Task description: Without including any pictures, write out the listing below exactly.

Recorded information:
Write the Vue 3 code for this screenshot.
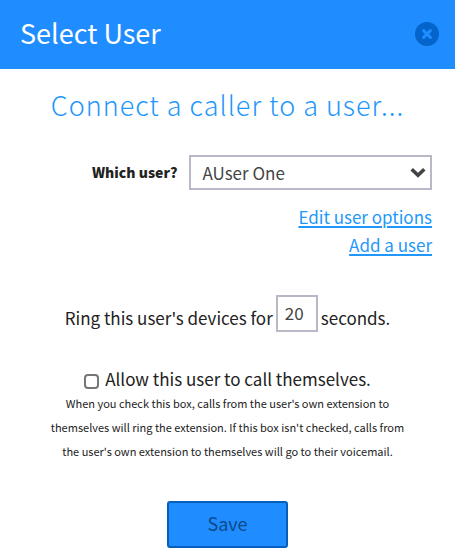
<template>
  <div class="modal">
    <header class="modal-header">
      <h1>Select User</h1>
      <button type="button" class="close-btn" aria-label="Close">
        <svg viewBox="0 0 24 24" width="24" height="24" aria-hidden="true">
          <circle cx="12" cy="12" r="12" fill="#0365cb" />
          <path d="M8.6 8.6l6.8 6.8M15.4 8.6l-6.8 6.8" stroke="#1f8dff" stroke-width="3" stroke-linecap="round" />
        </svg>
      </button>
    </header>

    <form class="modal-body" @submit.prevent>
      <h2>Connect a caller to a user...</h2>

      <div class="user-row">
        <label for="user">Which user?</label>
        <div class="select-wrap">
          <select id="user" v-model="selectedUser">
            <option v-for="user in users" :key="user" :value="user">{{ user }}</option>
          </select>
          <svg class="chevron" viewBox="0 0 16 11" width="16" height="11" aria-hidden="true">
            <path d="M1.7 2.2L8 8.2l6.3-6" fill="none" stroke="#444" stroke-width="3.6" />
          </svg>
        </div>
      </div>

      <div class="links">
        <a href="#edit">Edit user options</a>
        <a href="#add">Add a user</a>
      </div>

      <div class="ring-row">
        <label for="seconds">Ring this user's devices for</label>
        <input id="seconds" v-model="seconds" type="text" />
        <span>seconds.</span>
      </div>

      <div class="check-row">
        <input id="self-call" v-model="allowSelf" type="checkbox" />
        <label for="self-call">Allow this user to call themselves.</label>
      </div>
      <p class="hint">
        When you check this box, calls from the user's own extension to themselves will ring the
        extension. If this box isn't checked, calls from the user's own extension to themselves will
        go to their voicemail.
      </p>

      <button type="submit" class="save-btn">Save</button>
    </form>
  </div>
</template>

<script setup>
import { ref } from 'vue';

const users = ['AUser One'];
const selectedUser = ref('AUser One');
const seconds = ref('20');
const allowSelf = ref(false);
</script>

<style>
body {
  margin: 0;
  background: #fff;
}
</style>

<style scoped>
.modal,
.modal button,
.modal input,
.modal select {
  font-family: "Noto Sans CJK SC", "Noto Sans", sans-serif;
}

.modal {
  color: #222;
  font-size: 17px;
  line-height: 28px;
}

.modal * {
  box-sizing: border-box;
}

.modal-header {
  display: flex;
  align-items: center;
  justify-content: space-between;
  padding: 14px 16px 15px 20px;
  background: #1f8dff;
}

h1 {
  margin: 0;
  padding-bottom: 2px;
  color: #fff;
  font-size: 27px;
  font-weight: 400;
  line-height: 38px;
}

.close-btn {
  display: flex;
  padding: 0;
  border: none;
  background: none;
  cursor: pointer;
}

.modal-body {
  display: flex;
  flex-direction: column;
  padding: 16px 23px 10px;
}

h2 {
  margin: 0;
  color: #1f97fb;
  font-size: 27px;
  font-weight: 300;
  line-height: 40px;
  text-align: center;
  letter-spacing: 1px;
}

.user-row {
  display: flex;
  align-items: center;
  gap: 12px;
  margin-top: 30px;
}

.user-row label {
  flex: 7;
  padding-bottom: 2px;
  font-size: 14px;
  font-weight: 900;
  text-align: right;
}

.select-wrap {
  position: relative;
  flex: 11;
}

.select-wrap select {
  display: block;
  width: 100%;
  height: 35px;
  padding: 0 32px 1px 11px;
  border: 2px solid #b9b8c6;
  border-radius: 0;
  background: #fff;
  color: #444;
  font-size: 17px;
  appearance: none;
}

.chevron {
  position: absolute;
  top: 12px;
  right: 6px;
  pointer-events: none;
}

.links {
  display: flex;
  flex-direction: column;
  align-items: flex-end;
  margin-top: 13px;
}

.links a {
  color: #1f97fb;
  text-decoration-thickness: 2px;
  text-underline-offset: 2px;
}

.ring-row {
  display: flex;
  align-items: center;
  justify-content: center;
  gap: 3px;
  margin-top: 36px;
}

.ring-row label,
.ring-row span {
  padding-top: 8px;
}

.ring-row input {
  width: 42px;
  height: 37px;
  padding: 0 7px 2px;
  border: 2px solid #b9b8c6;
  border-radius: 0;
  color: #444;
  font-size: 17px;
}

.check-row {
  display: flex;
  align-items: center;
  justify-content: center;
  gap: 6px;
  margin-top: 33px;
}

.check-row input {
  width: 15px;
  height: 15px;
  margin: 4px 0 0;
  border: 2px solid #767676;
  border-radius: 4px;
  background: #fff;
  appearance: none;
}

.check-row input:checked {
  background: #1f8dff;
}

.hint {
  margin: -2px 24px 0;
  font-size: 11px;
  line-height: 24px;
  text-align: center;
}

.save-btn {
  align-self: center;
  width: 121px;
  height: 47px;
  margin-top: 38px;
  padding: 0 0 3px;
  border: 2px solid #0560bd;
  border-radius: 3px;
  background: #1f8dff;
  color: #0b4a8c;
  font-size: 18px;
  cursor: pointer;
}
</style>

Response for this exercise:
Write the Vue 3 code for this screenshot.
<template>
  <div class="modal">
    <header class="modal-header">
      <h1>Select User</h1>
      <button type="button" class="close-btn" aria-label="Close">
        <svg viewBox="0 0 24 24" width="24" height="24" aria-hidden="true">
          <circle cx="12" cy="12" r="12" fill="#0365cb" />
          <path d="M8.6 8.6l6.8 6.8M15.4 8.6l-6.8 6.8" stroke="#1f8dff" stroke-width="3" stroke-linecap="round" />
        </svg>
      </button>
    </header>

    <form class="modal-body" @submit.prevent>
      <h2>Connect a caller to a user...</h2>

      <div class="user-row">
        <label for="user">Which user?</label>
        <div class="select-wrap">
          <select id="user" v-model="selectedUser">
            <option v-for="user in users" :key="user" :value="user">{{ user }}</option>
          </select>
          <svg class="chevron" viewBox="0 0 16 11" width="16" height="11" aria-hidden="true">
            <path d="M1.7 2.2L8 8.2l6.3-6" fill="none" stroke="#444" stroke-width="3.6" />
          </svg>
        </div>
      </div>

      <div class="links">
        <a href="#edit">Edit user options</a>
        <a href="#add">Add a user</a>
      </div>

      <div class="ring-row">
        <label for="seconds">Ring this user's devices for</label>
        <input id="seconds" v-model="seconds" type="text" />
        <span>seconds.</span>
      </div>

      <div class="check-row">
        <input id="self-call" v-model="allowSelf" type="checkbox" />
        <label for="self-call">Allow this user to call themselves.</label>
      </div>
      <p class="hint">
        When you check this box, calls from the user's own extension to themselves will ring the
        extension. If this box isn't checked, calls from the user's own extension to themselves will
        go to their voicemail.
      </p>

      <button type="submit" class="save-btn">Save</button>
    </form>
  </div>
</template>

<script setup>
import { ref } from 'vue';

const users = ['AUser One'];
const selectedUser = ref('AUser One');
const seconds = ref('20');
const allowSelf = ref(false);
</script>

<style>
body {
  margin: 0;
  background: #fff;
}
</style>

<style scoped>
.modal,
.modal button,
.modal input,
.modal select {
  font-family: "Noto Sans CJK SC", "Noto Sans", sans-serif;
}

.modal {
  color: #222;
  font-size: 17px;
  line-height: 28px;
}

.modal * {
  box-sizing: border-box;
}

.modal-header {
  display: flex;
  align-items: center;
  justify-content: space-between;
  padding: 14px 16px 15px 20px;
  background: #1f8dff;
}

h1 {
  margin: 0;
  padding-bottom: 2px;
  color: #fff;
  font-size: 27px;
  font-weight: 400;
  line-height: 38px;
}

.close-btn {
  display: flex;
  padding: 0;
  border: none;
  background: none;
  cursor: pointer;
}

.modal-body {
  display: flex;
  flex-direction: column;
  padding: 16px 23px 10px;
}

h2 {
  margin: 0;
  color: #1f97fb;
  font-size: 27px;
  font-weight: 300;
  line-height: 40px;
  text-align: center;
  letter-spacing: 1px;
}

.user-row {
  display: flex;
  align-items: center;
  gap: 12px;
  margin-top: 30px;
}

.user-row label {
  flex: 7;
  padding-bottom: 2px;
  font-size: 14px;
  font-weight: 900;
  text-align: right;
}

.select-wrap {
  position: relative;
  flex: 11;
}

.select-wrap select {
  display: block;
  width: 100%;
  height: 35px;
  padding: 0 32px 1px 11px;
  border: 2px solid #b9b8c6;
  border-radius: 0;
  background: #fff;
  color: #444;
  font-size: 17px;
  appearance: none;
}

.chevron {
  position: absolute;
  top: 12px;
  right: 6px;
  pointer-events: none;
}

.links {
  display: flex;
  flex-direction: column;
  align-items: flex-end;
  margin-top: 13px;
}

.links a {
  color: #1f97fb;
  text-decoration-thickness: 2px;
  text-underline-offset: 2px;
}

.ring-row {
  display: flex;
  align-items: center;
  justify-content: center;
  gap: 3px;
  margin-top: 36px;
}

.ring-row label,
.ring-row span {
  padding-top: 8px;
}

.ring-row input {
  width: 42px;
  height: 37px;
  padding: 0 7px 2px;
  border: 2px solid #b9b8c6;
  border-radius: 0;
  color: #444;
  font-size: 17px;
}

.check-row {
  display: flex;
  align-items: center;
  justify-content: center;
  gap: 6px;
  margin-top: 33px;
}

.check-row input {
  width: 15px;
  height: 15px;
  margin: 4px 0 0;
  border: 2px solid #767676;
  border-radius: 4px;
  background: #fff;
  appearance: none;
}

.check-row input:checked {
  background: #1f8dff;
}

.hint {
  margin: -2px 24px 0;
  font-size: 11px;
  line-height: 24px;
  text-align: center;
}

.save-btn {
  align-self: center;
  width: 121px;
  height: 47px;
  margin-top: 38px;
  padding: 0 0 3px;
  border: 2px solid #0560bd;
  border-radius: 3px;
  background: #1f8dff;
  color: #0b4a8c;
  font-size: 18px;
  cursor: pointer;
}
</style>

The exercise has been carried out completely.